Quoiqu’il en soit, j’en vins plus tard à chercher une image de mes émotions et de mes sensations en autrui. Je dus apprendre les signes extérieurs des sentiments. Le sursaut de la peur, la tension contenue, maîtrisée, de la souffrance, le battement des muscles heureux dut être perçu et comparé avec ma propre expérience avant que je puisse les rapporter à l’âme intangible d’un autre. Tâtonnante, incertaine, je découvris enfin mon identité et après avoir vu mes pensées et mes sentiments répétés en autrui, je construisis graduellement mon monde de l’homme et de Dieu. À mesure que je lis et étudie, je trouve que c’est ainsi que le reste de la race a fait. L’homme regarde d’abord en soi et, avec le temps, il trouve la mesure et le sens de l’univers.

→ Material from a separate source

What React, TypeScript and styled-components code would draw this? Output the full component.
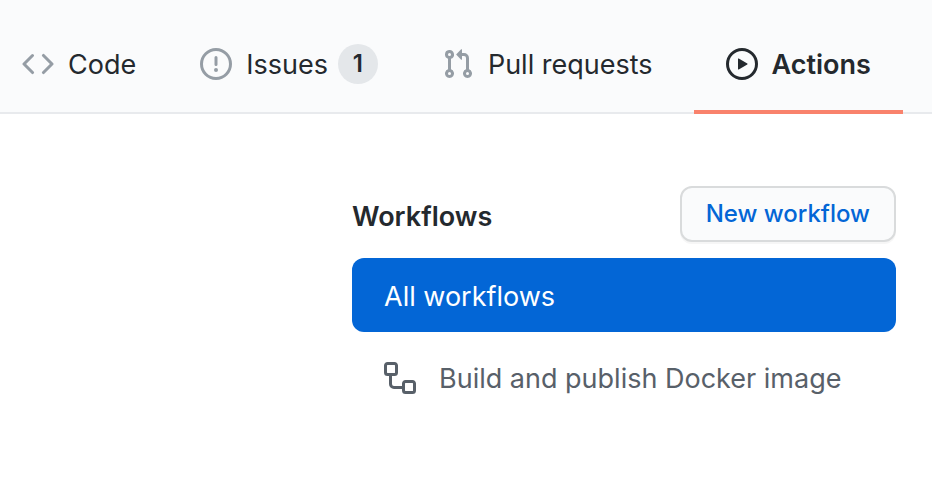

Si peu de commentaires sont possibles sur un cas si exceptionnel que je voudrais bien ne pas conclure. Devant les plus beaux tours de force, quelque chose se révolte en nous et même se détourne ; il semble qu’il y ait un prix qu’on ne peut pas mettre aux choses. Je me rappellerai la défense d’Helen Keller, qui ne laisse pas discuter son effort : « C’est le secret vouloir intime qui juge notre destin », et s’il fallait absolument la justifier près de nos utilitaires « à quoi bon », voici que je découvre une remarquable raison d’être à cette vie et comme une excuse à ce que Renan appelait l’immoralité transcendante de la nature. La mission de cette jeune fille, devant tout ce qui parle un peu haut dans le monde, plaintes, gémissements, revendications, est d’apprendre aux autres à se taire.